DALLAS -- “We don’t get affected by the headlines,” said Rich Templeton, at the second annual TI Media Day here last week, referring to the economic troubles in Greece and Spain.
Texas Instruments’ chairman, president, and chief executive officer, in effect, is bullish about his company’s ability to out-innovate, outsmart and out-design competitors vying for leading markets, despite the economic turmoils experienced by most.
Templeton made a brief appearance at the beginning of the day-and-a-half whirlwind media tour of products, methods, and discoveries by TI engineers and scientists, repeating an earlier mantra that TI is “an analog and embedded company because the world is that way with analog in everything we own.” He then left it to his lieutenants to answer questions.
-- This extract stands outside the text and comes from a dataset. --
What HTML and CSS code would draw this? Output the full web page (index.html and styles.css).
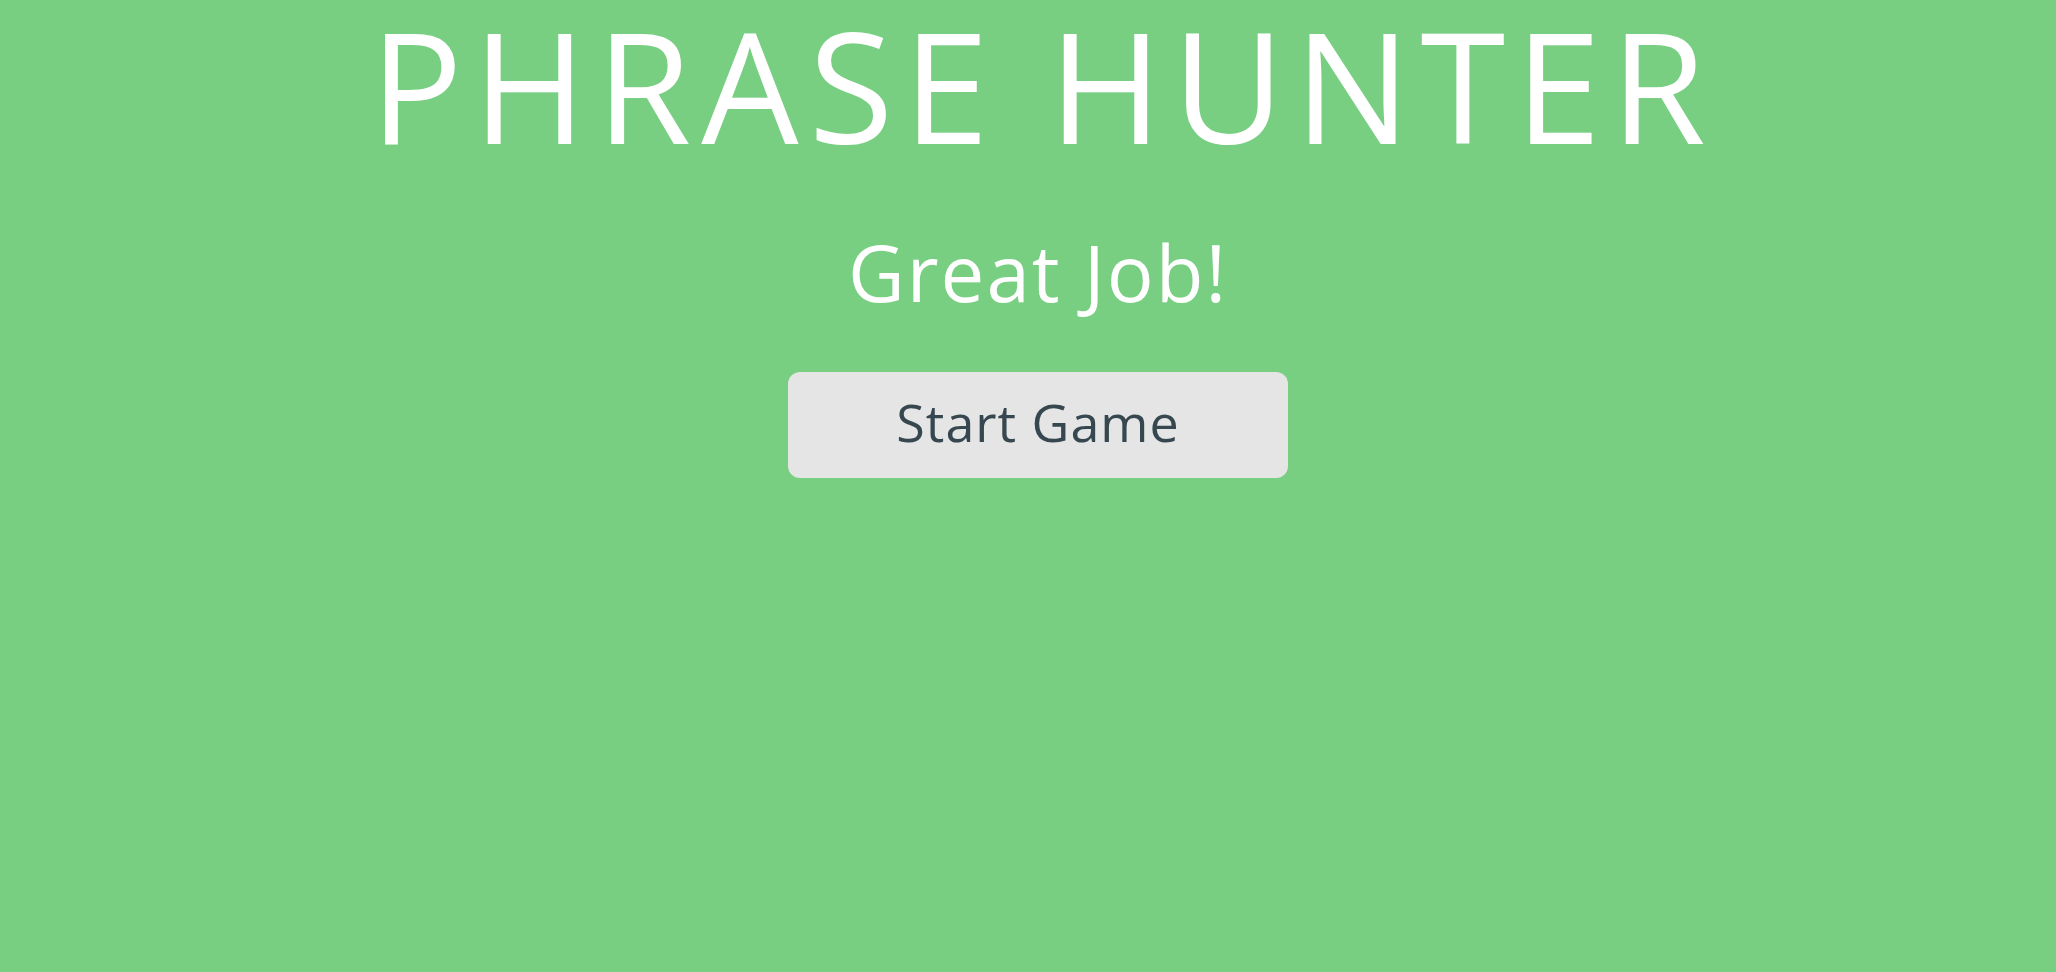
FILE: index.html
```html
<!DOCTYPE html>
<html lang="en">
<head>
<meta charset="utf-8">
<title>Phrase Hunter</title>
<link rel="stylesheet" href="styles.css">
</head>
<body>
<div class="overlay win">
  <h2 class="title">Phrase Hunter</h2>
  <h1 class="game-over-message">Great Job!</h1>
  <button class="btn-reset">Start Game</button>
</div>
</body>
</html>
```
FILE: styles.css
```css
html, body {
  margin: 0;
  padding: 0;
  height: 100%;
}
body {
  font-family: "Open Sans", "Noto Sans", sans-serif;
  background: #78cf82;
}
.overlay {
  display: flex;
  flex-direction: column;
  align-items: center;
  min-height: 100%;
  box-sizing: border-box;
  padding-left: 20px;
}
.win {
  background-color: #78cf82;
}
.title {
  margin: 0;
  color: #fff;
  font-weight: 400;
  font-size: 154px;
  line-height: 168px;
  text-transform: uppercase;
  letter-spacing: 10px;
  text-indent: 10px;
}
.game-over-message {
  margin: 54px 0 0;
  color: #fff;
  font-weight: 400;
  font-size: 78px;
  line-height: 100px;
  letter-spacing: 2px;
}
.btn-reset {
  margin-top: 50px;
  width: 500px;
  height: 106px;
  padding: 0 0 8px;
  border: none;
  border-radius: 12px;
  background: #e5e5e5;
  color: #37474f;
  font-family: "Open Sans", "Noto Sans", sans-serif;
  font-size: 52px;
  font-weight: 400;
  letter-spacing: 1px;
  cursor: pointer;
}
```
As expected, the execs responsible for the Multicore, Single Core, Analog and DLP divisions put a positive spin on the innovations in their neck of the woods. Scott Roller, VP and GM, Microcontrollers, was joined by Brian Glinsman, VP and GM, Multicore processors; Dipti Vachani, VP and GM, Single Core Processors; Sami Kiriaki, SVP, Power Management, Analog; and two VPs from DLP division, Kent Novak an Marquita Gordon.
“In ten years the Internet of Things will be a reality,” said Brian Glinsman, “and automobile companies will be rolling out with more and better technology much faster than they have heretofore.”
“We are tapping all businesses to provide power solutions that earlier needed to be plugged into wall sockets,” said Sami Kiriaki. “And in addition we need to replace 35 billion light bulbs with solid-state lighting in the next 10 years.”
DLP VP Kent Novak perhaps encapsulated TI’s current strategy best: “Today you just can’t ship products without the analytics specific to the applications for which the products are designed.”
“We are pushing hard on open source development with our partners,” said Dipti Vachani, “We have one of the largest open source communities in the world. Our deliverables need to be high-quality so we engage with global partners with expertise to complement our devices and system solutions.”
Glinsman added that “we have to release chips with full software support and systems implementation tools for our some 42,000 products.”
“Our job is to trigger our customers’ imagination,” said Vachani, mentioning that that there is now more software being produced for each chip design engineer, part of the company’s 80,000 customers worldwide. The latest tablets sport TI chips.
Many ideas for new products come from TI Kilby Labs, an incubator for major control and other technologies since 2009 for such areas as motors. The Kilby Motor labs is a dedicated area whose goal is to take out the majority of rare earth metals out of motors and efficiently control future motors using proprietary algorithms.
“TI ‘gets it’ regarding what TI calls ‘analytics’ – i.e., analyzing signals to extract valuable information," said TI Media Day participant Jeff Bier, founder and president of BDTI, a specialist in DSPs and embedded vision processing. “This area of 'analytics' is going to become very, very important in the next few years, and represents a big opportunity for chip companies that embrace it.”
Much of TI’s success is its proximity to Texas universities and research centers. “We think we have the largest and most comprehensive analog program in the U.S., said Ken K.O, director Texas Analog Center of Excellence (TxACE), who works closely with TI and its interns and engineers to tackle the “next thing in analog."
Part of UT Dallas’ Erik Jonsson School of Engineering and Computer Science, the center is considered the “MIT of the Southwest," according to O.
The Jonsson school, celebrating its 25th anniversary this year, has had a long standing partnership with Texas Instruments. Mark W. Spong, dean of the Jonsson School, considers TI’s proximity a source of prestige when competing against top universities for promising students and faculty.
For a company that started in the 1930s as a geological instrument measurement company, TI has come a long way to become a global powerhouse in the analog and embedded space, owning the industry's only 300mm analog wafer fab.
The semiconductor behemoth from Dallas will be offering its share of chips to mobile computing in order to turn "going to places to have an experience, to one where the experience is on the go," as expressed by DLP VP Novak.